**Your task:**
Of the lines in the entries, how many hold the word "screenshot"? Give that number alone.

**Data supplied:**
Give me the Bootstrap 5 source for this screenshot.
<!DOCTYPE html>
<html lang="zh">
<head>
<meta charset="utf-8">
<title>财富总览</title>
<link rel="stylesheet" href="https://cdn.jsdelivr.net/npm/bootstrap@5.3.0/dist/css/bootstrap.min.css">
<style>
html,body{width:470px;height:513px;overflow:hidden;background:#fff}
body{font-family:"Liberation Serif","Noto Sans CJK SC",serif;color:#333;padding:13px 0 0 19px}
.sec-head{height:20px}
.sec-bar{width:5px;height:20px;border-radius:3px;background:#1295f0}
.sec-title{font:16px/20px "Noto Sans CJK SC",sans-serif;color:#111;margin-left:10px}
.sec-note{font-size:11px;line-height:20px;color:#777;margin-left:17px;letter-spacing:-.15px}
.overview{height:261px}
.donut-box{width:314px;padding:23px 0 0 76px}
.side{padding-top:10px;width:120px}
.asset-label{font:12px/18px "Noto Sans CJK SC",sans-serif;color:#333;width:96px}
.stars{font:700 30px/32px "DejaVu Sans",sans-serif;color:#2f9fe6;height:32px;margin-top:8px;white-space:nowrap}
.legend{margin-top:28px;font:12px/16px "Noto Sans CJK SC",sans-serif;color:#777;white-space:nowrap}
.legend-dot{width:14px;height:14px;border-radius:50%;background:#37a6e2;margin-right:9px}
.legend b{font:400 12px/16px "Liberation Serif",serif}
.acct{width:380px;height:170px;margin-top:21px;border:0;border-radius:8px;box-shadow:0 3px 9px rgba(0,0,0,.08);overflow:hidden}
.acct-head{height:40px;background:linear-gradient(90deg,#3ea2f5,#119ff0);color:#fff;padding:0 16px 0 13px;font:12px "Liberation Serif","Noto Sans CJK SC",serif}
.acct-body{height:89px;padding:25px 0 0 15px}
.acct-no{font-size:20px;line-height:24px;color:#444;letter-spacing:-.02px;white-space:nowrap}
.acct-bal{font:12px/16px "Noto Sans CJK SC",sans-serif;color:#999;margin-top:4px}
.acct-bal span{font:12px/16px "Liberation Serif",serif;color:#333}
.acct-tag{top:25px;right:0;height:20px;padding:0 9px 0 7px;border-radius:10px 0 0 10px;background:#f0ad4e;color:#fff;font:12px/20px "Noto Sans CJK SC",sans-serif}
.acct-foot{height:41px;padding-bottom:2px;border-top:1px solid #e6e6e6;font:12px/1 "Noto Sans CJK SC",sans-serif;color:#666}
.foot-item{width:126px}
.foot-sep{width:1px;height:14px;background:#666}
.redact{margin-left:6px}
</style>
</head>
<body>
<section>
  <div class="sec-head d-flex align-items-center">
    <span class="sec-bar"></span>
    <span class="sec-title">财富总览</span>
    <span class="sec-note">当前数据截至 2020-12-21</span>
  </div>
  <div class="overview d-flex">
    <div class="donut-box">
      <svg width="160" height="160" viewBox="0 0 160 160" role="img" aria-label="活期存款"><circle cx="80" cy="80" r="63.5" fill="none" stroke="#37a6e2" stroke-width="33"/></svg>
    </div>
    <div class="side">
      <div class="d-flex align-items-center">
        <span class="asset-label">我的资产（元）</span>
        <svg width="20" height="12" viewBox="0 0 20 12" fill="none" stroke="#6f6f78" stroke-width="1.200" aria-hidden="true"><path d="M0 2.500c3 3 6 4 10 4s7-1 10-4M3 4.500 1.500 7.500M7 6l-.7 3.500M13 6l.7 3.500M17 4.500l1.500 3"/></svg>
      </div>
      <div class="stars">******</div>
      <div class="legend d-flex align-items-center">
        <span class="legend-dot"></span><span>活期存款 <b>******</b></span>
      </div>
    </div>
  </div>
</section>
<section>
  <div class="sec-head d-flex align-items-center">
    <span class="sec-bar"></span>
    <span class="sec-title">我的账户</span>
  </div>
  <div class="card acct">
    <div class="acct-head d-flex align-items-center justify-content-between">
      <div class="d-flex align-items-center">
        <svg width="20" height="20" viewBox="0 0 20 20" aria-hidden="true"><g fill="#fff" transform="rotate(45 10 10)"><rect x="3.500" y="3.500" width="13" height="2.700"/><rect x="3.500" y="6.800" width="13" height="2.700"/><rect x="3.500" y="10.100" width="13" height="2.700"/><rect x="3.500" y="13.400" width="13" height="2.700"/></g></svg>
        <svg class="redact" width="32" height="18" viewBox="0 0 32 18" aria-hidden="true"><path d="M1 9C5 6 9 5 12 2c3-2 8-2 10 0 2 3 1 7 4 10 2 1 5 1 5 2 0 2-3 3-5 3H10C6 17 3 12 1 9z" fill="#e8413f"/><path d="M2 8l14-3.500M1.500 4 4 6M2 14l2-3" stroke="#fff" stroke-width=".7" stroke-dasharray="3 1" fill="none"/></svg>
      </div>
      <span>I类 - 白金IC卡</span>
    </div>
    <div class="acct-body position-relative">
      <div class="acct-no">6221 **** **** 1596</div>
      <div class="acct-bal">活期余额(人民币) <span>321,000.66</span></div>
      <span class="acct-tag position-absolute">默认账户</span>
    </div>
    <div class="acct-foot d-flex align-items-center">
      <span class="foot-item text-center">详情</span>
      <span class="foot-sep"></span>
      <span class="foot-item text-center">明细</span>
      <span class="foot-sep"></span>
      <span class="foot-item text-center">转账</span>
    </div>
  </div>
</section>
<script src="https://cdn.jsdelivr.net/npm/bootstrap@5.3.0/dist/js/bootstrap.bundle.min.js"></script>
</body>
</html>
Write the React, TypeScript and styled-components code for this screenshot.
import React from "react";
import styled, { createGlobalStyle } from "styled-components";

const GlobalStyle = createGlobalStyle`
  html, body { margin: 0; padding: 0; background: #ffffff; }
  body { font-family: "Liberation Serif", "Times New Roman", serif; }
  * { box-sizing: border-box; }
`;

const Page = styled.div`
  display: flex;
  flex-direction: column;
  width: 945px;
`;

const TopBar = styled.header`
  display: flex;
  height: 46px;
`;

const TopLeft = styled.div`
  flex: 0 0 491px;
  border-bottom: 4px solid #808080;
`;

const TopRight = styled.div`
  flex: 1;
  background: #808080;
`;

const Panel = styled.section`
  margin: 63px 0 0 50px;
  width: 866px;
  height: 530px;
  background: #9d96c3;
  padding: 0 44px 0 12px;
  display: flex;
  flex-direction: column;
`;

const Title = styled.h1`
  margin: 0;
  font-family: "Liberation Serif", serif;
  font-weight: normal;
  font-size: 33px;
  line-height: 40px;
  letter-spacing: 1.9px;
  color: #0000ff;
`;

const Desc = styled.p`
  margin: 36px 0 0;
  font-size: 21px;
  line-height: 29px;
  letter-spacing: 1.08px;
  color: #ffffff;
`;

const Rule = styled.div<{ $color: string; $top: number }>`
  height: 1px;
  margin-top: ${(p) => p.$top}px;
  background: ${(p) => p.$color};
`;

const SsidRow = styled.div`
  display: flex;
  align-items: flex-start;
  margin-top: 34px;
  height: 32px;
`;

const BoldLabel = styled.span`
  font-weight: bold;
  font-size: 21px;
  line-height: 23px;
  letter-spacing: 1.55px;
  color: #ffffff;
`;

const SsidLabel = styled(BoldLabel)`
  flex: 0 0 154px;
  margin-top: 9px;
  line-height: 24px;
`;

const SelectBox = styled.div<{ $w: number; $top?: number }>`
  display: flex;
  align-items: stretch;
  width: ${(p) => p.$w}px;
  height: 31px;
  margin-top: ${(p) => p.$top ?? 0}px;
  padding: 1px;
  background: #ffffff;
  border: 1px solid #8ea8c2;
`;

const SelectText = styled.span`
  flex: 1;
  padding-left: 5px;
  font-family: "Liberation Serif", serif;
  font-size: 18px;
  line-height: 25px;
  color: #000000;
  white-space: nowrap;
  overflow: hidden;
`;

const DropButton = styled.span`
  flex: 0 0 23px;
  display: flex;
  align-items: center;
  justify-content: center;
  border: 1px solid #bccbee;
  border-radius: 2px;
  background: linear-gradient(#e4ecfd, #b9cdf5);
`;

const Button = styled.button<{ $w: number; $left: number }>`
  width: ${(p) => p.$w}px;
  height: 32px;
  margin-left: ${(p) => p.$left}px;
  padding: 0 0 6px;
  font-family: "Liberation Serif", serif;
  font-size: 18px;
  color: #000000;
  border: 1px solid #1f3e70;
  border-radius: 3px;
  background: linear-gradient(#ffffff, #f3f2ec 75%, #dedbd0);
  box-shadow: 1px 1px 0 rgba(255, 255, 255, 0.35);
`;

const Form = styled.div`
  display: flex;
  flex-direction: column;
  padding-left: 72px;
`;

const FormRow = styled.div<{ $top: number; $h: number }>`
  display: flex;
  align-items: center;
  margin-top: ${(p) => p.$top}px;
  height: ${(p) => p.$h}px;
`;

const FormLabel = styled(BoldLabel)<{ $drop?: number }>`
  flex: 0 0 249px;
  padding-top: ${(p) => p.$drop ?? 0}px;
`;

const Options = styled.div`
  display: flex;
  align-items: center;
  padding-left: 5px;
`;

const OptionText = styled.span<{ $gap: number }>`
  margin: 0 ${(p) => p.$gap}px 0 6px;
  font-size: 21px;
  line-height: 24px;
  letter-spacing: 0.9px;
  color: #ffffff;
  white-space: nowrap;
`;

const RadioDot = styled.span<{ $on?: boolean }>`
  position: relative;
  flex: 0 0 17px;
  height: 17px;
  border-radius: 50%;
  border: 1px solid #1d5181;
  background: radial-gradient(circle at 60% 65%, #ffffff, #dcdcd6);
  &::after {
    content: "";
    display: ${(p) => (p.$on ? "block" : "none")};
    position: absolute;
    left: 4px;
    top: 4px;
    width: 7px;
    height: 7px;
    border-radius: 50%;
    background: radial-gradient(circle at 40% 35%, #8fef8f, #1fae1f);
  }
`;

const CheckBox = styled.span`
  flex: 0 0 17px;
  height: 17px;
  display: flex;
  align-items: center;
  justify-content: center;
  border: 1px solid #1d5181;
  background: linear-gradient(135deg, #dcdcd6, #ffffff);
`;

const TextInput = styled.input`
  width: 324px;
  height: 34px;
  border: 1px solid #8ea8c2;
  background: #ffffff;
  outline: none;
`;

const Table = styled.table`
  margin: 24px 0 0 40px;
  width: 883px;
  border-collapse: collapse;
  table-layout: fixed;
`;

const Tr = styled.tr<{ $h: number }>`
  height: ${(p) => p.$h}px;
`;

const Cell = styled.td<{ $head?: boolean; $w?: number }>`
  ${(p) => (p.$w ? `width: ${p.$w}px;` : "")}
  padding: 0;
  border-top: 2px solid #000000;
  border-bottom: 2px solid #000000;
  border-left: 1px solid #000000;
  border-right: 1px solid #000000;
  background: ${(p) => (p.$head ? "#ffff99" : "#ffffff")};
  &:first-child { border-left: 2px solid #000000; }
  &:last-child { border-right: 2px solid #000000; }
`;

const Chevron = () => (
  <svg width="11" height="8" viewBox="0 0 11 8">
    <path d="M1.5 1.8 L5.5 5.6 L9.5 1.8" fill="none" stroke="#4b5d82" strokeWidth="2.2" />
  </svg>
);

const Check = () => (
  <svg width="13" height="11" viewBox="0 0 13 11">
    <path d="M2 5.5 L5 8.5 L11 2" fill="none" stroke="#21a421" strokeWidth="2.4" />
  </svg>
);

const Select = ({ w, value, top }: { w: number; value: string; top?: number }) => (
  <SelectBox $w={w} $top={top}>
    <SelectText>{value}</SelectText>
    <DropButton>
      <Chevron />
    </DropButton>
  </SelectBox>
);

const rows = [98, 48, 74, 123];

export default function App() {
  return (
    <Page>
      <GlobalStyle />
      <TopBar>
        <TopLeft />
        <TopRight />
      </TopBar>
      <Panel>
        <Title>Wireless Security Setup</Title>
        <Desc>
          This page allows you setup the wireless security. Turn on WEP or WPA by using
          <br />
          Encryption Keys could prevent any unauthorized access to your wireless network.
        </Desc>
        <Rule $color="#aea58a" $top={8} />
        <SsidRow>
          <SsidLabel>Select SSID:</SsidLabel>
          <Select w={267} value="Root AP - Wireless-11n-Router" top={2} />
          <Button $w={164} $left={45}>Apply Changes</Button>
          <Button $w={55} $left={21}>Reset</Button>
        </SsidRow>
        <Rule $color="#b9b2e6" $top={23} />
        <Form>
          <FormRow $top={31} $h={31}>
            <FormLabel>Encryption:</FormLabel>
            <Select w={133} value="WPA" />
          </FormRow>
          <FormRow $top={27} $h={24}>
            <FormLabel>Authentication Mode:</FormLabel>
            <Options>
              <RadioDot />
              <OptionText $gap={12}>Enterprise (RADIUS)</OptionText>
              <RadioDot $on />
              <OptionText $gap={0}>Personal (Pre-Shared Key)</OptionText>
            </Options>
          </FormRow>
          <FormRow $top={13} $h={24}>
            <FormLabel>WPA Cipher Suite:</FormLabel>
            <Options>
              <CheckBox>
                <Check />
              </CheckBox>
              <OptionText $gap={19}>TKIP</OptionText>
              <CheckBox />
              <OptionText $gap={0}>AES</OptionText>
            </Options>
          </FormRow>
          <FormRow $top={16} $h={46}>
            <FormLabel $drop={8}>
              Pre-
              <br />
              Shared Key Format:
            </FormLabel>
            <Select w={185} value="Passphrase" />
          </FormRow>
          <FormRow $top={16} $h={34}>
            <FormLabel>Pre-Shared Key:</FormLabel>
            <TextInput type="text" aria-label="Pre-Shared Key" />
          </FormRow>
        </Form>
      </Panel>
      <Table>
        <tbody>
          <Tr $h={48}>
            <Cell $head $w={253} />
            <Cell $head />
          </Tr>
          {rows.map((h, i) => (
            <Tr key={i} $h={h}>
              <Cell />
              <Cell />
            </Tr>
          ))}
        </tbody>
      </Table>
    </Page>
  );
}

**Solution to the problem:**
2